> Baker, to her credit, probably faced brutal competition to get to the top job. It’s not out there to wonder why she was picked, and the answer cannot be because « she was there from the beginning ».
You are completely discounting her founder status. She wasn't "there from the beginning", she /created/ the Mozilla Foundation and led it from inception to 2025 and later orchestrated the Mozilla Foundation / Mozilla Corporation split structure (which was the first of its kind and has later been used by other institutions). She was the primary author of the Mozilla Public License. She was the Legal mind behind rescuing the codebase from Netscape by going open source.
In one breath you say this has nothing to do with founder status, because founders are founders, and then completely discount that Mitchell is a founder.
There are MANY valid reasons to criticize Mitchell's tenure at Mozilla, and I haven't seen anyone in this larger thread bring up anything of substance when there are several such things available and well known. Instead this is just a "just asking questions" style of shade-throwing that is unequally applied, and can only be presumed to be because Mitchell is a woman.

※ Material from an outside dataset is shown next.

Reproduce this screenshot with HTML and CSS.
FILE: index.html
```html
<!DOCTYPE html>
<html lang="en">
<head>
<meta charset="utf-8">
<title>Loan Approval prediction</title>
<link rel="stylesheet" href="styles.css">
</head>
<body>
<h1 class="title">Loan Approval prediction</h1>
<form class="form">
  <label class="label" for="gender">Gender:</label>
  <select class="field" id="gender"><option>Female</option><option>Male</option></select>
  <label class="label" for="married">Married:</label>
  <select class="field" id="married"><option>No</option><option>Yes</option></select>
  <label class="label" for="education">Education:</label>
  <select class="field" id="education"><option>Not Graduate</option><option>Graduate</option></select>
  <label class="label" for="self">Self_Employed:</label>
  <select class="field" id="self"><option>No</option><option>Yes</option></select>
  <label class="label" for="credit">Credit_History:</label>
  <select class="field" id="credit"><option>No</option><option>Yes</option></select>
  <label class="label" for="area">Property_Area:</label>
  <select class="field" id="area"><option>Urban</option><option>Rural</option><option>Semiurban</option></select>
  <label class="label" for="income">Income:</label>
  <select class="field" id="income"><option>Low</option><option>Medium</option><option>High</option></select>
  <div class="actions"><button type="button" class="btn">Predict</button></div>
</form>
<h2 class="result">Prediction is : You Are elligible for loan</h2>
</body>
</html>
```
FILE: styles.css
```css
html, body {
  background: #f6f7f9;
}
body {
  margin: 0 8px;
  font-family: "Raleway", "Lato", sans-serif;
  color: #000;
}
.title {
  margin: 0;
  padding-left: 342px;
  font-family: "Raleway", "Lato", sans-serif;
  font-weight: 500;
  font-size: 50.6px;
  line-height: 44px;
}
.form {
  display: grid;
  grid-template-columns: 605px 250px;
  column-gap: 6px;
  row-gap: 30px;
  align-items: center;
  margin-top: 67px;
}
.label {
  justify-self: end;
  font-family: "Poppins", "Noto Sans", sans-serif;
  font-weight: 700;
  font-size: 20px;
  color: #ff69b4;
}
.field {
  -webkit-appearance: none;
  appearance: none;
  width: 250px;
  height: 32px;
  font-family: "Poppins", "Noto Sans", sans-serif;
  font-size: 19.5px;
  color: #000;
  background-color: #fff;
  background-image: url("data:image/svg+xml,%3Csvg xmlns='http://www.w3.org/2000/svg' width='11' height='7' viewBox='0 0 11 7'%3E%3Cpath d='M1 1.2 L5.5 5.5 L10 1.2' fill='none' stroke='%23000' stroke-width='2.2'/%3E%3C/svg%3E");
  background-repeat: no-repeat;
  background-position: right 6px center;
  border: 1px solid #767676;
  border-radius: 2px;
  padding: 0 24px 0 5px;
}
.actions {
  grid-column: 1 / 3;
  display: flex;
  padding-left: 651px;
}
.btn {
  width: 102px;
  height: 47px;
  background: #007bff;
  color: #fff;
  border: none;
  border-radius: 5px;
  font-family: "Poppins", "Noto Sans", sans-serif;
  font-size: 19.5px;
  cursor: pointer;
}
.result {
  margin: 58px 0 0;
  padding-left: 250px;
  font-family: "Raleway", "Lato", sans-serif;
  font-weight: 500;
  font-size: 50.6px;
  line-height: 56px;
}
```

It turns out the person I originally replied to didn't even get their women in open source correct, because they were talking about GNOME Foundation and not Mozilla, but I can be forgiven for the mistake as I thought them calling Mitchell a "witch" was a joke about her legal first name Winifred, that she has avoided going by in part due to people taking her more seriously because Mitchell is a gender-ambiguous name. Clearly they have no rational and real basis for criticism if they can't even accurately identify which woman they want to make sexist comments about.

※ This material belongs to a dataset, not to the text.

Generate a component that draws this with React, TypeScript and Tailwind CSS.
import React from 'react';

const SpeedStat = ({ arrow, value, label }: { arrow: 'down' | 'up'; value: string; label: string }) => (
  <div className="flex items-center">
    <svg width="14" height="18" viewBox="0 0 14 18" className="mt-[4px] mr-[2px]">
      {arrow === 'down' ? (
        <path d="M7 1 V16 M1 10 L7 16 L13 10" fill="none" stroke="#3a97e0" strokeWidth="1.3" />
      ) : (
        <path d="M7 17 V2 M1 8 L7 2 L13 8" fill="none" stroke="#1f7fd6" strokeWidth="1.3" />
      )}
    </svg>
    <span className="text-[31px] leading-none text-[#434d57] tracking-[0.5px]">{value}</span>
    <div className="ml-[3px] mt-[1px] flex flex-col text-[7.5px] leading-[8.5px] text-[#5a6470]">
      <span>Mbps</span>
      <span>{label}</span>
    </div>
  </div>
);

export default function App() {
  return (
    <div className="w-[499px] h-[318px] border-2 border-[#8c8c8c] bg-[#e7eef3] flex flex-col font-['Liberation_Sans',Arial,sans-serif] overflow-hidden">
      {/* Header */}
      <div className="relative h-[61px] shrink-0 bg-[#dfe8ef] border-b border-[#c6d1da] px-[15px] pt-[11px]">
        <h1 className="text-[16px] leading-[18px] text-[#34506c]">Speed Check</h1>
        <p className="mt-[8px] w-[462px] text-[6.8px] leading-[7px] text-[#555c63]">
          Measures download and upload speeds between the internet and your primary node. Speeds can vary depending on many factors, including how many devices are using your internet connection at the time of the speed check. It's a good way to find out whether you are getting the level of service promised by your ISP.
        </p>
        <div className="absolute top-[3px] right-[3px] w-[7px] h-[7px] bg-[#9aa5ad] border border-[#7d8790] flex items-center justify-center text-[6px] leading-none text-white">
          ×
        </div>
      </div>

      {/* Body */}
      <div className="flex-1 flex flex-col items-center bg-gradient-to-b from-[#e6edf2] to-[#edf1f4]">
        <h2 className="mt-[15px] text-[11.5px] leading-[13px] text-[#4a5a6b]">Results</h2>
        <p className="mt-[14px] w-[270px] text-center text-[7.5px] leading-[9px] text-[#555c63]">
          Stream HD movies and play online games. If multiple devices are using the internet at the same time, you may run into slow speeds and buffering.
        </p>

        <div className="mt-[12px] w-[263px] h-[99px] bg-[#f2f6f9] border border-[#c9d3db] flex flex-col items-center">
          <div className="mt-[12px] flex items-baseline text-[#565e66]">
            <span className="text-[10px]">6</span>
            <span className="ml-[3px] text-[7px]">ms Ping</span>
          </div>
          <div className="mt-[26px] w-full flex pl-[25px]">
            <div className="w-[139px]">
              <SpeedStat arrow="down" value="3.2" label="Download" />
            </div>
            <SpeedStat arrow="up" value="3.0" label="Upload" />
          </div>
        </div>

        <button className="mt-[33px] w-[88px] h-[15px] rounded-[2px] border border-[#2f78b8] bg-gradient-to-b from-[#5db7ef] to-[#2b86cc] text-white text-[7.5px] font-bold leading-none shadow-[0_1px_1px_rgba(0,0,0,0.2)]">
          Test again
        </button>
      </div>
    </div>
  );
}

I would encourage you and the person I originally wrote my reply to to both pause and do better.
I'm not discounting her founder status. My point is that it's orthogonal to one's ability to run a company. Founders don't automatically make good CEOs. Plenty of founders step aside for professional management, and plenty stay on and struggle.
Questioning whether someone was the right fit for a role isn't an attack on their legitimacy or their earlier contributions, no matter how pivotal they were. Steve Ballmer at Microsoft had a quasi-founder status, and he received the exact same backlash and hate throughout his tenure because he was perceived as someone who "didn't get it".
If the argument is that any skepticism of a female CEO's performance must be sexist, that shuts down legitimate discussion. I'd rather focus on outcomes rather than on trying to divine each other's motives.
Lastly, Your "pause and do better" is exactly what I'm objecting to: framing disagreement as moral failure. Question Baker? Sexist. Disagree with me? You're not doing enough for the cause.